• GIVEN INFORMATION:

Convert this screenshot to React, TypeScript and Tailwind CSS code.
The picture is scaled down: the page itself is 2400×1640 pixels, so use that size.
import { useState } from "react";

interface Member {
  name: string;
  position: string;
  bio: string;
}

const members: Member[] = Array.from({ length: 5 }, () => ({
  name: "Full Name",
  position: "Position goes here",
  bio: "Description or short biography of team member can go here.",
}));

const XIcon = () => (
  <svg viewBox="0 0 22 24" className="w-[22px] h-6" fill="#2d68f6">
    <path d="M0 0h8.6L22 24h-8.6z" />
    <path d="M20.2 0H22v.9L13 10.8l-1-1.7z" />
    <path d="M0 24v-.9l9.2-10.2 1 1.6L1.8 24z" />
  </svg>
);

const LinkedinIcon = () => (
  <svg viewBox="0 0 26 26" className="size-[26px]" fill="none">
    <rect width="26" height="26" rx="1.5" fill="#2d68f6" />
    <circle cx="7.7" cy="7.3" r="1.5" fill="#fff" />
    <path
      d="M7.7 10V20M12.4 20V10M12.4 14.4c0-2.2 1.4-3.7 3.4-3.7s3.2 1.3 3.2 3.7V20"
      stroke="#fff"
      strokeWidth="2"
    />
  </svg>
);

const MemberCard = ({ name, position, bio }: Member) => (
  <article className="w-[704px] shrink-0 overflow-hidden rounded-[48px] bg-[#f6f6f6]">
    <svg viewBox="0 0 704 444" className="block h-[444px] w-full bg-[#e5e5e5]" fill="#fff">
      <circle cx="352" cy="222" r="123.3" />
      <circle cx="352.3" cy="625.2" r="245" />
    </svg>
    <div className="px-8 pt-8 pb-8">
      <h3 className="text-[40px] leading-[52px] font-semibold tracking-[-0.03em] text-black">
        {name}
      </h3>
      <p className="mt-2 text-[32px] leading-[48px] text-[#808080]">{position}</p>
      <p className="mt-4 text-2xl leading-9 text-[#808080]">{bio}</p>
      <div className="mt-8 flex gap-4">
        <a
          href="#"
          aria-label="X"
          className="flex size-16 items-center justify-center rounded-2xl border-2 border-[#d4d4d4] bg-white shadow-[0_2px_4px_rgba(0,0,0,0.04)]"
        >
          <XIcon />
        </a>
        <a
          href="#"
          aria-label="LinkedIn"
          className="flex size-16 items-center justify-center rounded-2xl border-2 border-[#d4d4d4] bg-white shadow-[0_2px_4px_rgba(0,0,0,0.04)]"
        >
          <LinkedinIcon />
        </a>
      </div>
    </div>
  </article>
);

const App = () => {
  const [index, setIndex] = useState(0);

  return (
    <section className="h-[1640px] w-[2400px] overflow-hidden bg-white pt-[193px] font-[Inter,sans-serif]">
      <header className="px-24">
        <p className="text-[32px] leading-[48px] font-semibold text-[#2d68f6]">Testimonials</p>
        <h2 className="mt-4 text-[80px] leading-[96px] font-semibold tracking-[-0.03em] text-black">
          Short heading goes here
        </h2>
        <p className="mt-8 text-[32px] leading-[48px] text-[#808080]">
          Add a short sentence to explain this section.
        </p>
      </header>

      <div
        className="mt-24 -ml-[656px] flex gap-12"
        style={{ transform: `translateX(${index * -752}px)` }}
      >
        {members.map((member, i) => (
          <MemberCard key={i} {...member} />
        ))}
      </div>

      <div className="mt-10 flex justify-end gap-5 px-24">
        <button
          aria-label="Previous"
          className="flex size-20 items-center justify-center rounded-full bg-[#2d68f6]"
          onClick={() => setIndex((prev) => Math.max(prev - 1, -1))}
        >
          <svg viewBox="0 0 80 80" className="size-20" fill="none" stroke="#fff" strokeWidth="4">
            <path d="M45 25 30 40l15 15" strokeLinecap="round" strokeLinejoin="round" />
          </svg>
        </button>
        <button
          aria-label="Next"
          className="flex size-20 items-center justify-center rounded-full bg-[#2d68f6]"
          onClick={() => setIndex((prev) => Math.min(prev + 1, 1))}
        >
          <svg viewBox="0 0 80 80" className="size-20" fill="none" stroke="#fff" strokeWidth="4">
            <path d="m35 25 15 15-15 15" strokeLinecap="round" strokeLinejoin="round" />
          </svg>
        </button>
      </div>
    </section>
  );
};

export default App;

• DIRECTIONS FOR THIS TASK: Set down the listing in full, keeping every word exactly as it is.

• CORRECT OUTPUT:
Convert this screenshot to React, TypeScript and Tailwind CSS code.
The picture is scaled down: the page itself is 2400×1640 pixels, so use that size.
import { useState } from "react";

interface Member {
  name: string;
  position: string;
  bio: string;
}

const members: Member[] = Array.from({ length: 5 }, () => ({
  name: "Full Name",
  position: "Position goes here",
  bio: "Description or short biography of team member can go here.",
}));

const XIcon = () => (
  <svg viewBox="0 0 22 24" className="w-[22px] h-6" fill="#2d68f6">
    <path d="M0 0h8.6L22 24h-8.6z" />
    <path d="M20.2 0H22v.9L13 10.8l-1-1.7z" />
    <path d="M0 24v-.9l9.2-10.2 1 1.6L1.8 24z" />
  </svg>
);

const LinkedinIcon = () => (
  <svg viewBox="0 0 26 26" className="size-[26px]" fill="none">
    <rect width="26" height="26" rx="1.5" fill="#2d68f6" />
    <circle cx="7.7" cy="7.3" r="1.5" fill="#fff" />
    <path
      d="M7.7 10V20M12.4 20V10M12.4 14.4c0-2.2 1.4-3.7 3.4-3.7s3.2 1.3 3.2 3.7V20"
      stroke="#fff"
      strokeWidth="2"
    />
  </svg>
);

const MemberCard = ({ name, position, bio }: Member) => (
  <article className="w-[704px] shrink-0 overflow-hidden rounded-[48px] bg-[#f6f6f6]">
    <svg viewBox="0 0 704 444" className="block h-[444px] w-full bg-[#e5e5e5]" fill="#fff">
      <circle cx="352" cy="222" r="123.3" />
      <circle cx="352.3" cy="625.2" r="245" />
    </svg>
    <div className="px-8 pt-8 pb-8">
      <h3 className="text-[40px] leading-[52px] font-semibold tracking-[-0.03em] text-black">
        {name}
      </h3>
      <p className="mt-2 text-[32px] leading-[48px] text-[#808080]">{position}</p>
      <p className="mt-4 text-2xl leading-9 text-[#808080]">{bio}</p>
      <div className="mt-8 flex gap-4">
        <a
          href="#"
          aria-label="X"
          className="flex size-16 items-center justify-center rounded-2xl border-2 border-[#d4d4d4] bg-white shadow-[0_2px_4px_rgba(0,0,0,0.04)]"
        >
          <XIcon />
        </a>
        <a
          href="#"
          aria-label="LinkedIn"
          className="flex size-16 items-center justify-center rounded-2xl border-2 border-[#d4d4d4] bg-white shadow-[0_2px_4px_rgba(0,0,0,0.04)]"
        >
          <LinkedinIcon />
        </a>
      </div>
    </div>
  </article>
);

const App = () => {
  const [index, setIndex] = useState(0);

  return (
    <section className="h-[1640px] w-[2400px] overflow-hidden bg-white pt-[193px] font-[Inter,sans-serif]">
      <header className="px-24">
        <p className="text-[32px] leading-[48px] font-semibold text-[#2d68f6]">Testimonials</p>
        <h2 className="mt-4 text-[80px] leading-[96px] font-semibold tracking-[-0.03em] text-black">
          Short heading goes here
        </h2>
        <p className="mt-8 text-[32px] leading-[48px] text-[#808080]">
          Add a short sentence to explain this section.
        </p>
      </header>

      <div
        className="mt-24 -ml-[656px] flex gap-12"
        style={{ transform: `translateX(${index * -752}px)` }}
      >
        {members.map((member, i) => (
          <MemberCard key={i} {...member} />
        ))}
      </div>

      <div className="mt-10 flex justify-end gap-5 px-24">
        <button
          aria-label="Previous"
          className="flex size-20 items-center justify-center rounded-full bg-[#2d68f6]"
          onClick={() => setIndex((prev) => Math.max(prev - 1, -1))}
        >
          <svg viewBox="0 0 80 80" className="size-20" fill="none" stroke="#fff" strokeWidth="4">
            <path d="M45 25 30 40l15 15" strokeLinecap="round" strokeLinejoin="round" />
          </svg>
        </button>
        <button
          aria-label="Next"
          className="flex size-20 items-center justify-center rounded-full bg-[#2d68f6]"
          onClick={() => setIndex((prev) => Math.min(prev + 1, 1))}
        >
          <svg viewBox="0 0 80 80" className="size-20" fill="none" stroke="#fff" strokeWidth="4">
            <path d="m35 25 15 15-15 15" strokeLinecap="round" strokeLinejoin="round" />
          </svg>
        </button>
      </div>
    </section>
  );
};

export default App;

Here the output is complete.